As I wandered, pondering this, back down towards the bike shop, I saw a lady come out of a shop. She was my age, I know she was because I recognised her. At 15 she had been a notable beauty, one of those feted for her favours. That happens to the beautiful, I have noticed.
I remember the arrogance that beauty seemed to permit: How she replied to a small hopeful friend of mine that "No! I wouldn't go out with you if you were the last boy in the world!" crushing the lad's self-esteem possibly to this day.
eeing this mousy-haired, plump, plain lady of 45 or so, it occurred to me once more how we are all just passing through. We place so much value on appearance and yet it is so subject to change.

I said hello to her with my warmest winning smile and saw her momentarily cheered by the attention. I wondered if she remembered the long-haired ragamuffin from all those decades ago and his crestfallen friend and could translate, herself, his features onto this man who passed her in the street. I don't think so.

It is not something that concerns me unduly: The passage of time and its effect upon my face. Laughter and smiles made small deltas appear at the corners of my eyes. Frowns of concentration have furrowed my increasingly hirsuite singular eyebrow.
My wrinkles tell more about me, I hope, than the symmetry of my features or the length of my (several times broken) nose.
And I am happy with that, whether I am recognisable or not.

5 comments:

Jane and Lance Hattatt said...

Hello:
How intriguing all of this is. We can readily concur with what you write about the placing of a face, the reassembling of the facial indicators in order to fix the person from the 'windmills' of the mind. But, as for placing a name to the face, well, that always seems to us to be something that any Americans we know are particularly adept at whilst we struggle to bring even the most familiar of names to the fore. Could there be racial strengths here, we wonder, or is it just we that have the 'naming' part of the brain withering on the vine?

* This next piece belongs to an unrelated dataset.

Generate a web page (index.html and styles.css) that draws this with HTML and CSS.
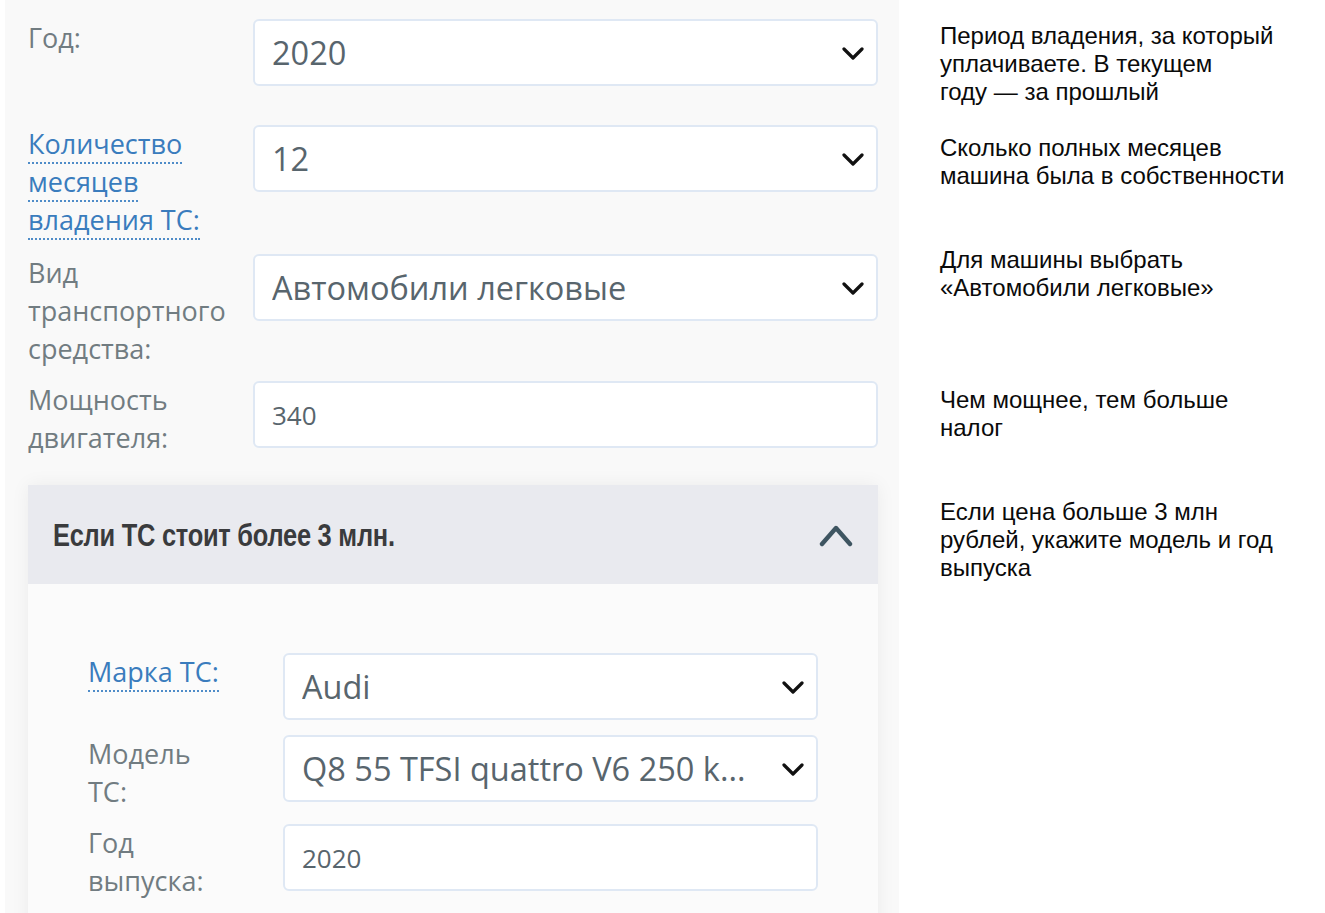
FILE: index.html
```html
<!DOCTYPE html>
<html lang="ru">
<head>
<meta charset="utf-8">
<title>Налог</title>
<link rel="stylesheet" href="styles.css">
</head>
<body>
<div class="page">
  <div class="panel">
    <div class="row r1">
      <div class="label">Год:</div>
      <div class="field select">
        <span class="value">2020</span>
        <svg class="chev" viewBox="0 0 22 14" width="22" height="14"><polyline points="2,2 11,11 20,2" fill="none" stroke="#111" stroke-width="3.2" stroke-linecap="round" stroke-linejoin="round"/></svg>
      </div>
    </div>
    <div class="row r2">
      <div class="label"><span class="link">Количество месяцев владения ТС:</span></div>
      <div class="field select">
        <span class="value">12</span>
        <svg class="chev" viewBox="0 0 22 14" width="22" height="14"><polyline points="2,2 11,11 20,2" fill="none" stroke="#111" stroke-width="3.2" stroke-linecap="round" stroke-linejoin="round"/></svg>
      </div>
    </div>
    <div class="row r3">
      <div class="label">Вид транспортного средства:</div>
      <div class="field select">
        <span class="value">Автомобили легковые</span>
        <svg class="chev" viewBox="0 0 22 14" width="22" height="14"><polyline points="2,2 11,11 20,2" fill="none" stroke="#111" stroke-width="3.2" stroke-linecap="round" stroke-linejoin="round"/></svg>
      </div>
    </div>
    <div class="row r4">
      <div class="label">Мощность двигателя:</div>
      <div class="field input">
        <span class="value">340</span>
      </div>
    </div>

    <div class="collapse">
      <div class="collapse-head">
        <span class="collapse-title">Если ТС стоит более 3 млн.</span>
        <svg class="chev-up" viewBox="0 0 34 26" width="34" height="26"><polyline points="3,22 17,6 31,22" fill="none" stroke="#3e5561" stroke-width="4.4" stroke-linecap="round" stroke-linejoin="round"/></svg>
      </div>
      <div class="collapse-body">
        <div class="row inner i1">
          <div class="label"><span class="link">Марка ТС:</span></div>
          <div class="field select">
            <span class="value">Audi</span>
            <svg class="chev" viewBox="0 0 22 14" width="22" height="14"><polyline points="2,2 11,11 20,2" fill="none" stroke="#111" stroke-width="3.2" stroke-linecap="round" stroke-linejoin="round"/></svg>
          </div>
        </div>
        <div class="row inner i2">
          <div class="label">Модель ТС:</div>
          <div class="field select">
            <span class="value">Q8 55 TFSI quattro V6 250 k...</span>
            <svg class="chev" viewBox="0 0 22 14" width="22" height="14"><polyline points="2,2 11,11 20,2" fill="none" stroke="#111" stroke-width="3.2" stroke-linecap="round" stroke-linejoin="round"/></svg>
          </div>
        </div>
        <div class="row inner i3">
          <div class="label">Год выпуска:</div>
          <div class="field input">
            <span class="value">2020</span>
          </div>
        </div>
      </div>
    </div>
  </div>

  <div class="notes">
    <p class="note n1">Период владения, за который<br>уплачиваете. В текущем<br>году — за прошлый</p>
    <p class="note n2">Сколько полных месяцев<br>машина была в собственности</p>
    <p class="note n3">Для машины выбрать<br>«Автомобили легковые»</p>
    <p class="note n4">Чем мощнее, тем больше<br>налог</p>
    <p class="note n5">Если цена больше 3 млн<br>рублей, укажите модель и год<br>выпуска</p>
  </div>
</div>
</body>
</html>
```
FILE: styles.css
```css
html, body {
  margin: 0;
  padding: 0;
  background: #ffffff;
}
body {
  font-family: "Open Sans", "Noto Sans", sans-serif;
  overflow: hidden;
  height: 913px;
}
.page {
  display: flex;
  align-items: stretch;
  height: 913px;
}
.panel {
  margin-left: 5px;
  width: 894px;
  box-sizing: border-box;
  background: #f9f9f9;
  padding: 19px 21px 0 23px;
  overflow: hidden;
}
.row {
  display: flex;
  align-items: flex-start;
}
.r1 { margin-bottom: 39px; }
.r2 { margin-bottom: 15px; }
.r3 { margin-bottom: 13px; }
.r4 { margin-bottom: 28px; }
.i1 { margin-bottom: 15px; }
.i2 { margin-bottom: 13px; }
.label {
  width: 205px;
  margin-right: 20px;
  flex: none;
  font-size: 27px;
  line-height: 38px;
  color: #717c81;
}
.link {
  color: #3a7cbd;
  border-bottom: 2px dotted #4f8cc8;
}
.field {
  flex: 1;
  height: 67px;
  box-sizing: border-box;
  background: #ffffff;
  border: 2px solid #dfe8f4;
  border-radius: 6px;
  display: flex;
  align-items: center;
  padding-left: 17px;
  padding-right: 12px;
  color: #58656d;
}
.select .value {
  font-size: 32.5px;
  flex: 1;
  white-space: nowrap;
  overflow: hidden;
}
.input .value {
  font-size: 26px;
}
.chev {
  flex: none;
  margin-top: 2px;
}
.collapse {
  box-shadow: 0 0 18px rgba(0, 0, 0, 0.06);
}
.collapse-head {
  height: 99px;
  background: #e9eaef;
  display: flex;
  align-items: center;
  justify-content: space-between;
  padding: 0 25px 0 25px;
}
.collapse-title {
  font-family: "Liberation Sans Narrow", "Liberation Sans", sans-serif;
  font-weight: bold;
  font-size: 31px;
  color: #3a3b3d;
  letter-spacing: -0.3px;
  transform: scaleX(0.82);
  transform-origin: left center;
  white-space: nowrap;
  margin-top: 2px;
}
.chev-up {
  flex: none;
  margin-top: 1px;
}
.collapse-body {
  background: #fbfbfb;
  padding: 69px 60px 40px 60px;
}
.inner .label {
  width: 140px;
  margin-right: 55px;
}
.notes {
  padding-left: 41px;
  padding-top: 22px;
  font-family: "Liberation Sans", Arial, sans-serif;
  font-size: 24px;
  line-height: 28px;
  color: #0a0a0a;
}
.note {
  margin: 0;
}
.n2 { margin-top: 28px; }
.n3 { margin-top: 56px; }
.n4 { margin-top: 84px; }
.n5 { margin-top: 56px; }
```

We are absolutely with you, however, about a face which tells a story. Not of facelifts, nipping, tucking or plumping but of a life well lived and well laughed about!

Thank you so much for the comment which you left on our recent post to which we have made reply. We shall very much hope to welcome you again, maybe even tempting you to become a Follower!!

lucy joy said...

Oh dear, I read the title of this post on the small screen of my phone as "A Sea of Faeces". Silly me.
Reading this post reminded me of two occasions where I bumped into pupils I worked with who have an autistic spectrum disorder.
One, Tom, spied me in town. I walked over to say hello, and he protested (non verbally) very strongly. Tom's mother explained that he couldn't handle seeing familiar faces out of their usual setting. Another, Afiq, spied me at the park on a warm day and tried to cover my exposed flesh (forearms, face, neck and ankles) by stretching my clothes. His dad explained he does this to all ladies, just not in school - he somehow accepted western clothes in school, not elsewhere.
My mum seems to have trouble recognising people she knows well when out and about. Unless they physically shake her, she will walk straight past a former colleague/old friend without so much as w nod of acknowledgement.
Forgetting a name is hardly a crime in comparison!

Librarian said...

Faces and voices are part of what makes me recognise people, as well as their posture and gait. And I usually have no trouble in remembering names, which comes in quite useful at my job in sales. Of course, it does happen that I see someone in an environment where I least expect them, and then it takes a moment for me to link a name to the face, knowing that "I know this guy (or woman) from somewhere..." until I remember.
What you say about the woman that used to be one of the beauties at school I saw happening to someone like her; she was much admired when we were teenagers, and when, a few years ago, my year had a "20 years after" reunion, she looked plain and I doubt men turn around to stare after her when she walks past now. The nice thing about this is that she has become a much more pleasant person; we suddenly found we could talk to each other, and I liked her a lot better than when she used to be the rather haughty girl obsessed with fashion labels.

Doofus said...

'It struck me that on a daily basis now, I may be passing old friends in the street who, because of the ravages of time, I may not notice. Something about middle-age distorts our features to a new form and a bosom buddy at ten might be addressing you in a queue about how the post office needs more counters, and you would not even know that we had shared hours of idle conversation sat in a tree in the churchyard in 1976.'

Something about that struck a chord. I go back to my (very small) home town perhaps twice a year. I left about ten years ago. It's interesting to see how the faces change each time I visit.

Perlnumquist said...

Insightful comments all, thank you. A "sea of Faeces" reminds me of a beach once near Swansea. Nuff said.
I am a little familiar with the autistic spectrum, at least down nearer the Asperger end. We have it mildly in the family. The focus it brings, specifically to matters technical, is incredibly useful and makes up for those difficult social moments. Once you know the peculiarites of the condition, it gets easier to understand why people do what they do. Minor face blindness seems also to be a feature here.
As for remembering names to go with faces: I have a system which involves mnemonics. I will describe it in another post when I am not supposed to be working. Its very simple and will make you laugh. I use it to accurately remember the names of the dozens of ladies who I dance with at my dance class.
Ad change, if observed as a gradual process, or one of regular steps, can be a mildly disconcerting feeling: Far more so perhaps than when it has been observed after an interval spanning decades. Spookier though, are those faces that look EXACTLY the same after thirty years, but for some grey hair. That happened recently and I was astonished and compelled to say so.
I never go back to my home village. It depresses me. It reminds me of isolation and loneliness. I much prefer now, where there are people around to talk to who don't look at you suspiciously if you use a word with three syllables or more.